At Woodfield CC in Boca Raton, Heritage completed another practice area renovation in November 2020, as part of a comprehensive makeover directed by architect Kip Schulties and superintendent Jason Sprankle. The overall renovation included mass grading and shaping on all 18 holes, storm drainage, new irrigation system, new cart paths, retaining walls, new grasses wall to wall, with all new tees, bunkers and greens rebuilt to USGA specifications.

To Huerta’s point: The club had just refurbished the short game area in 2016. Four years later, Schulties refined that work and made it better — by better integrating the new practice amenities with the clubhouse and first tee areas.

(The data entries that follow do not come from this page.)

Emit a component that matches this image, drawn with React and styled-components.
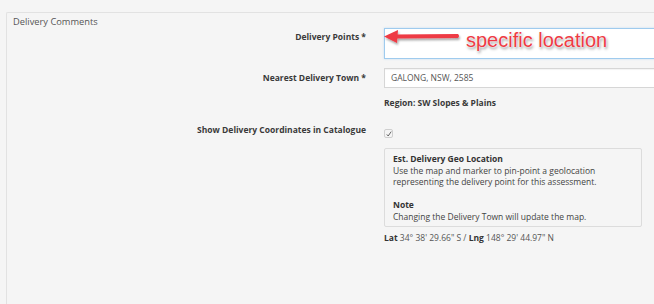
import React from "react";
import styled, { createGlobalStyle } from "styled-components";

const Global = createGlobalStyle`
  html, body { margin: 0; padding: 0; }
  body {
    background: #f5f5f5;
    font-family: "Open Sans", "Noto Sans", sans-serif;
    font-size: 8.5px;
    color: #333;
    overflow: hidden;
    width: 654px;
    height: 304px;
  }
`;

const Page = styled.div`
  padding: 12px 0 0 6px;
  height: 304px;
  width: 654px;
  box-sizing: border-box;
  overflow: hidden;
`;

const Panel = styled.fieldset`
  margin: 0;
  padding: 0;
  border: 1px solid #e2e2e2;
  border-right: none;
  border-bottom: none;
  border-top-left-radius: 2px;
  height: 100%;
  box-sizing: border-box;
  width: 648px;
  min-width: 0;
`;

const Legend = styled.div`
  padding: 3px 0 0 6px;
  font-size: 9.3px;
  line-height: 12px;
  color: #555;
`;

const Row = styled.div`
  display: grid;
  grid-template-columns: 359px 1fr;
  column-gap: 18px;
  margin-top: ${(p) => p.$mt || 0}px;
`;

const Label = styled.div`
  text-align: right;
  font-weight: 700;
  line-height: 12px;
  color: #3a3a3a;
  padding-top: ${(p) => p.$pt || 0}px;
`;

const Control = styled.div`
  position: relative;
  display: flex;
  flex-direction: column;
  align-items: flex-start;
  min-width: 0;
`;

const TextArea = styled.div`
  width: 290px;
  height: 31px;
  box-sizing: border-box;
  background: #fff;
  border: 1px solid #9fcbee;
  box-shadow: 0 0 2px rgba(102, 175, 233, 0.35);
`;

const Input = styled.div`
  width: 290px;
  height: 20px;
  box-sizing: border-box;
  background: #fff;
  border: 1px solid #d6d6d6;
  box-shadow: inset 0 1px 1px rgba(0, 0, 0, 0.05);
  padding-left: 6px;
  line-height: 18px;
  color: #555;
`;

const Region = styled.div`
  margin-top: 9px;
  font-weight: 700;
  line-height: 12px;
  color: #3a3a3a;
`;

const Check = styled.span`
  margin-top: 5px;
  width: 9px;
  height: 9px;
  box-sizing: border-box;
  border: 1px solid #cfcfcf;
  border-radius: 2px;
  background: #f4f4f4;
  display: flex;
  align-items: center;
  justify-content: center;
`;

const InfoBox = styled.div`
  margin-top: 10px;
  width: 258px;
  box-sizing: border-box;
  border: 1px solid #dcdcdc;
  border-radius: 2px;
  padding: 4px 8px 4px 8px;
  line-height: 11.5px;
  color: #444;
`;

const Para = styled.p`
  margin: 0;
  & + & { margin-top: 11.5px; }
`;

const Strong = styled.b`
  font-weight: 700;
  color: #333;
`;

const Coords = styled.div`
  margin-top: 5px;
  line-height: 12px;
  color: #555;
`;

const ArrowSvg = styled.svg`
  position: absolute;
  left: -1px;
  top: 0;
  overflow: visible;
`;

const Callout = styled.span`
  position: absolute;
  left: 82px;
  top: 3px;
  font-family: "Liberation Sans", Arial, sans-serif;
  font-size: 20px;
  line-height: 19px;
  color: #ee3a44;
  white-space: nowrap;
  text-shadow: 0 0 1px #fff, 0 0 2px #fff, 1px 2px 3px rgba(0, 0, 0, 0.45);
`;

export default function App() {
  return (
    <>
      <Global />
      <Page>
        <Panel>
          <Legend>Delivery Comments</Legend>
          <Row>
            <Label $pt={3}>Delivery Points *</Label>
            <Control>
              <TextArea />
              <ArrowSvg width="80" height="20">
                <defs>
                  <filter id="sh" x="-20%" y="-50%" width="140%" height="200%">
                    <feDropShadow dx="1" dy="2" stdDeviation="1.2" floodColor="#000" floodOpacity="0.35" />
                  </filter>
                </defs>
                <g filter="url(#sh)">
                  <path d="M1 8.5 L15 2 L14 15 Z" fill="#ee3a44" />
                  <path d="M12 6.5 L75 6 Q77 8 75 10 L12 10.5 Z" fill="#ee3a44" />
                </g>
              </ArrowSvg>
              <Callout>specific location</Callout>
            </Control>
          </Row>
          <Row $mt={9}>
            <Label $pt={4}>Nearest Delivery Town *</Label>
            <Control>
              <Input>GALONG, NSW, 2585</Input>
              <Region>Region: SW Slopes &amp; Plains</Region>
            </Control>
          </Row>
          <Row $mt={15}>
            <Label>Show Delivery Coordinates in Catalogue</Label>
            <Control>
              <Check>
                <svg width="6" height="6" viewBox="0 0 6 6">
                  <path d="M0.8 3.4 L2.2 5 L5.2 0.6" fill="none" stroke="#555" strokeWidth="0.9" />
                </svg>
              </Check>
              <InfoBox>
                <Para>
                  <Strong>Est. Delivery Geo Location</Strong>
                  <br />
                  Use the map and marker to pin-point a geolocation representing the delivery point for this assessment.
                </Para>
                <Para>
                  <Strong>Note</Strong>
                  <br />
                  Changing the Delivery Town will update the map.
                </Para>
              </InfoBox>
              <Coords>
                <Strong>Lat</Strong> 34° 38' 29.66" S / <Strong>Lng</Strong> 148° 29' 44.97" N
              </Coords>
            </Control>
          </Row>
        </Panel>
      </Page>
    </>
  );
}
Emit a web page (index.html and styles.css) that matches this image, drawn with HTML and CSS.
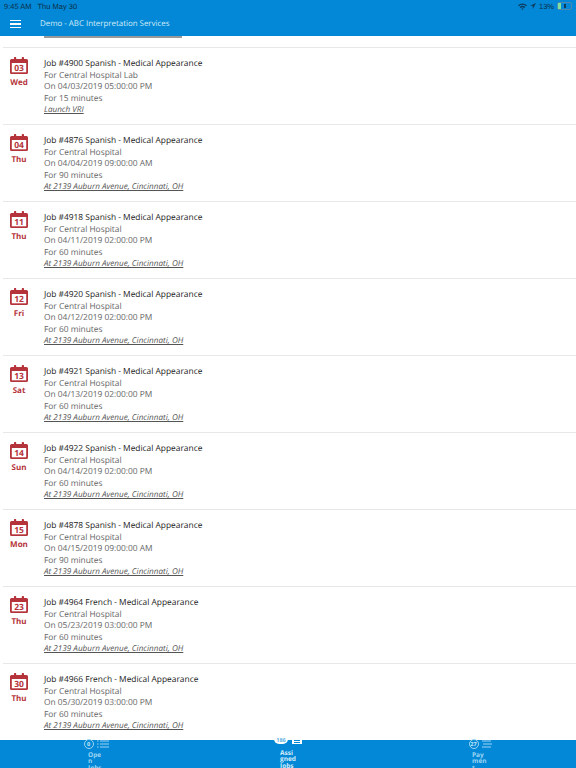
FILE: index.html
```html
<!DOCTYPE html>
<html lang="en">
<head>
    <meta charset="UTF-8">
    <title>Assigned Jobs</title>
    <link rel="stylesheet" href="styles.css">
</head>
<body>
    <svg class="defs" width="0" height="0">
        <symbol id="cal" viewBox="0 0 18 17">
            <path d="M1.500 2H4V1a1.100 1.100 0 0 1 2.200 0V2h5.600V1A1.100 1.100 0 0 1 14 1V2h2.500A1.500 1.500 0 0 1 18 3.500V15.500A1.500 1.500 0 0 1 16.500 17h-15A1.500 1.500 0 0 1 0 15.500V3.500A1.500 1.500 0 0 1 1.500 2z" fill="#b5333a"/>
            <rect x="1.800" y="6" width="14.400" height="9.300" fill="#fff"/>
        </symbol>
    </svg>

    <header class="topbar">
        <div class="status">
            <span>9:45 AM</span>
            <span class="status-date">Thu May 30</span>
            <span class="status-right">
                <svg width="9" height="7" viewBox="0 0 9 7"><path d="M0 2.300a6.400 6.400 0 0 1 9 0L8 3.300a5 5 0 0 0-7 0zM1.700 4a4 4 0 0 1 5.600 0l-1 1a2.600 2.600 0 0 0-3.600 0zM3.400 5.700a1.600 1.600 0 0 1 2.200 0L4.500 7z" fill="#10395a"/></svg>
                <svg width="6" height="6" viewBox="0 0 7 7"><path d="M7 0 0 3.200h3.200V7z" fill="#10395a"/></svg>
                <span>13%</span>
                <span class="battery"><span class="battery-fill"></span><span class="battery-bolt"></span></span>
            </span>
        </div>
        <div class="titlebar">
            <div class="burger"><i></i><i></i><i></i></div>
            <div class="title">Demo - ABC Interpretation Services</div>
        </div>
    </header>

    <main class="list">
        <div class="cut-link"></div>

        <div class="job">
            <div class="date">
                <div class="cal"><svg width="18" height="17"><use href="#cal"/></svg><span>03</span></div>
                <div class="weekday">Wed</div>
            </div>
            <div class="info">
                <div class="job-title">Job #4900 Spanish - Medical Appearance</div>
                <div>For Central Hospital Lab</div>
                <div>On 04/03/2019 05:00:00 PM</div>
                <div>For 15 minutes</div>
                <a href="#">Launch VRI</a>
            </div>
        </div>

        <div class="job">
            <div class="date">
                <div class="cal"><svg width="18" height="17"><use href="#cal"/></svg><span>04</span></div>
                <div class="weekday">Thu</div>
            </div>
            <div class="info">
                <div class="job-title">Job #4876 Spanish - Medical Appearance</div>
                <div>For Central Hospital</div>
                <div>On 04/04/2019 09:00:00 AM</div>
                <div>For 90 minutes</div>
                <a href="#">At 2139 Auburn Avenue, Cincinnati, OH</a>
            </div>
        </div>

        <div class="job">
            <div class="date">
                <div class="cal"><svg width="18" height="17"><use href="#cal"/></svg><span>11</span></div>
                <div class="weekday">Thu</div>
            </div>
            <div class="info">
                <div class="job-title">Job #4918 Spanish - Medical Appearance</div>
                <div>For Central Hospital</div>
                <div>On 04/11/2019 02:00:00 PM</div>
                <div>For 60 minutes</div>
                <a href="#">At 2139 Auburn Avenue, Cincinnati, OH</a>
            </div>
        </div>

        <div class="job">
            <div class="date">
                <div class="cal"><svg width="18" height="17"><use href="#cal"/></svg><span>12</span></div>
                <div class="weekday">Fri</div>
            </div>
            <div class="info">
                <div class="job-title">Job #4920 Spanish - Medical Appearance</div>
                <div>For Central Hospital</div>
                <div>On 04/12/2019 02:00:00 PM</div>
                <div>For 60 minutes</div>
                <a href="#">At 2139 Auburn Avenue, Cincinnati, OH</a>
            </div>
        </div>

        <div class="job">
            <div class="date">
                <div class="cal"><svg width="18" height="17"><use href="#cal"/></svg><span>13</span></div>
                <div class="weekday">Sat</div>
            </div>
            <div class="info">
                <div class="job-title">Job #4921 Spanish - Medical Appearance</div>
                <div>For Central Hospital</div>
                <div>On 04/13/2019 02:00:00 PM</div>
                <div>For 60 minutes</div>
                <a href="#">At 2139 Auburn Avenue, Cincinnati, OH</a>
            </div>
        </div>

        <div class="job">
            <div class="date">
                <div class="cal"><svg width="18" height="17"><use href="#cal"/></svg><span>14</span></div>
                <div class="weekday">Sun</div>
            </div>
            <div class="info">
                <div class="job-title">Job #4922 Spanish - Medical Appearance</div>
                <div>For Central Hospital</div>
                <div>On 04/14/2019 02:00:00 PM</div>
                <div>For 60 minutes</div>
                <a href="#">At 2139 Auburn Avenue, Cincinnati, OH</a>
            </div>
        </div>

        <div class="job">
            <div class="date">
                <div class="cal"><svg width="18" height="17"><use href="#cal"/></svg><span>15</span></div>
                <div class="weekday">Mon</div>
            </div>
            <div class="info">
                <div class="job-title">Job #4878 Spanish - Medical Appearance</div>
                <div>For Central Hospital</div>
                <div>On 04/15/2019 09:00:00 AM</div>
                <div>For 90 minutes</div>
                <a href="#">At 2139 Auburn Avenue, Cincinnati, OH</a>
            </div>
        </div>

        <div class="job">
            <div class="date">
                <div class="cal"><svg width="18" height="17"><use href="#cal"/></svg><span>23</span></div>
                <div class="weekday">Thu</div>
            </div>
            <div class="info">
                <div class="job-title">Job #4964 French - Medical Appearance</div>
                <div>For Central Hospital</div>
                <div>On 05/23/2019 03:00:00 PM</div>
                <div>For 60 minutes</div>
                <a href="#">At 2139 Auburn Avenue, Cincinnati, OH</a>
            </div>
        </div>

        <div class="job">
            <div class="date">
                <div class="cal"><svg width="18" height="17"><use href="#cal"/></svg><span>30</span></div>
                <div class="weekday">Thu</div>
            </div>
            <div class="info">
                <div class="job-title">Job #4966 French - Medical Appearance</div>
                <div>For Central Hospital</div>
                <div>On 05/30/2019 03:00:00 PM</div>
                <div>For 60 minutes</div>
                <a href="#">At 2139 Auburn Avenue, Cincinnati, OH</a>
            </div>
        </div>
    </main>

    <footer class="tabs">
        <div class="tab">
            <div class="tab-icons">
                <span class="count">0</span>
                <svg width="12" height="8" viewBox="0 0 12 8"><path d="M0 1h1.500M3 1h9M0 4h1.500M3 4h9M0 7h1.500M3 7h9" stroke="#9fd4f2" fill="none"/></svg>
            </div>
            <div class="tab-label">Open Jobs</div>
        </div>
        <div class="tab active">
            <div class="tab-icons">
                <span class="count">186</span>
                <span class="lines-box"><i></i><i></i></span>
            </div>
            <div class="tab-label">Assigned Jobs</div>
        </div>
        <div class="tab">
            <div class="tab-icons">
                <span class="count">27</span>
                <svg width="10" height="8" viewBox="0 0 10 8"><path d="M0 1h9M1 4h9M0 7h9" stroke="#9fd4f2" fill="none"/></svg>
            </div>
            <div class="tab-label">Payment</div>
        </div>
    </footer>
</body>
</html>
```

FILE: styles.css
```css
html, body {
    height: 100%;
}

body {
    margin: 0;
    height: 768px;
    overflow: hidden;
    display: flex;
    flex-direction: column;
    font-family: "Open Sans", sans-serif;
    text-rendering: geometricPrecision;
    background-color: #fff;
}

.defs {
    display: none;
}

/* top bar */
.topbar {
    height: 36px;
    flex-shrink: 0;
    background-color: #0288d6;
    display: flex;
    flex-direction: column;
}

.status {
    height: 12px;
    padding: 0 4px;
    display: flex;
    align-items: center;
    font-family: "Liberation Sans", sans-serif;
    font-size: 7.500px;
    color: #0d2f4a;
}

.status-date {
    margin-left: 6px;
}

.status-right {
    margin-left: auto;
    display: flex;
    align-items: center;
    gap: 3px;
}

.battery {
    position: relative;
    display: block;
    width: 13px;
    height: 6px;
    border: 1px solid #4d88b0;
    border-radius: 2px;
}

.battery-fill {
    display: block;
    width: 3px;
    height: 6px;
    background-color: #7fe0a0;
}

.battery-bolt {
    position: absolute;
    left: 6px;
    top: 1px;
    width: 2px;
    height: 4px;
    background-color: #10395a;
}

.titlebar {
    flex: 1;
    display: flex;
    align-items: center;
    padding-left: 10px;
}

.burger {
    width: 11px;
    display: flex;
    flex-direction: column;
    gap: 2px;
}

.burger i {
    display: block;
    height: 1.500px;
    background-color: #fff;
}

.title {
    margin-left: 19px;
    font-size: 7.900px;
    color: #d4ecfa;
}

/* job list */
.list {
    flex: 1;
    min-height: 0;
    overflow: hidden;
}

.cut-link {
    width: 138px;
    height: 1.500px;
    margin: 0 0 9.500px 44px;
    background-color: #999;
}

.job {
    height: 76px;
    margin-left: 3px;
    border-top: 1px solid #e8e8e8;
    display: flex;
}

.date {
    width: 32px;
    padding: 9px 0 0 7px;
    box-sizing: border-box;
    flex-shrink: 0;
}

.cal {
    position: relative;
    width: 18px;
    height: 17px;
}

.cal svg {
    display: block;
}

.cal span {
    position: absolute;
    left: 0;
    right: 0;
    top: 5.500px;
    text-align: center;
    font-size: 8.500px;
    line-height: 11px;
    font-weight: 700;
    color: #b5333a;
}

.weekday {
    width: 18px;
    margin-top: 3px;
    text-align: center;
    font-size: 8px;
    line-height: 11px;
    font-weight: 700;
    color: #b5333a;
}

.info {
    margin-left: 9px;
    padding-top: 10px;
    font-size: 8.400px;
    line-height: 11.600px;
    color: #666;
    white-space: nowrap;
}

.job-title {
    color: #222;
}

.info a {
    display: block;
    font-size: 8.150px;
    color: #555;
    font-style: italic;
    text-decoration: underline;
}

/* bottom tabs */
.tabs {
    height: 28px;
    flex-shrink: 0;
    display: grid;
    grid-template-columns: 1fr 1fr 1fr;
    background-color: #0288d6;
}

.tab {
    display: flex;
    flex-direction: column;
    align-items: center;
}

.tab-icons {
    height: 10px;
    margin-top: -1px;
    display: flex;
    align-items: center;
    gap: 3px;
}

.count {
    width: 10px;
    height: 10px;
    box-sizing: border-box;
    border: 1px solid #9fd4f2;
    border-radius: 50%;
    text-align: center;
    font-size: 5.500px;
    line-height: 8px;
    font-weight: 700;
    color: #cde8f8;
}

.tab-label {
    width: 16px;
    margin-top: 2.500px;
    font-size: 6.500px;
    line-height: 6.700px;
    font-weight: 700;
    overflow-wrap: anywhere;
    color: #9fd4f2;
}

.tab.active .tab-icons {
    margin-top: 0;
    height: 4px;
    align-items: flex-start;
    gap: 4px;
}

.tab.active .count {
    width: 14px;
    height: 8px;
    margin-top: -4px;
    border: none;
    border-radius: 0 0 5px 5px;
    background-color: #fff;
    color: #5fb3e4;
    line-height: 8px;
}

.lines-box {
    width: 10px;
    height: 8px;
    margin-top: -4px;
    background-color: #fff;
    display: flex;
    flex-direction: column;
    gap: 1px;
    padding: 4px 2px 0;
    box-sizing: border-box;
}

.lines-box i {
    display: block;
    height: 1px;
    background-color: #0288d6;
}

.tab.active .tab-label {
    margin-top: 5.500px;
    color: #d4ecfa;
}
```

Further upstate, in Orlando, Heritage concluded an 18-hole renovation at the Nicklaus-designed Grand Cypress Resort in January 2021. Huerta and his crew moved dirt on 18 holes here (spreading sandy material from a lake expansion to cap holes 1, 2 and 3), regrassed (Celebration Bermudagrass out, Celebration Bermudagrass in), and installed a new irrigation system.

As with most renovations, these represent only the broad strokes. Heritage also laid 25,000 linear feet of new drainage and cleared the organic materials in an 18-inch radius from every catch basin on the property. It built 30,000 linear feet of new cart paths and replaced wooden bulkheads and a bridge at the 3rd hole. It rebuilt the practice green and each putting surface in the short-game area to USGA specifications.

Heritage also oversaw the installation of Capillary Concrete on 65 bunkers. “Clubs are moving away from fabrics,” Huerta says. “They tend to get snagged, tear, and then you get contamination. Superintendents have dealt with these issues for years and, with so many new technologies emerging, they are happy to move on to something better, more maintenance friendly and more suited to the regional weather conditions.”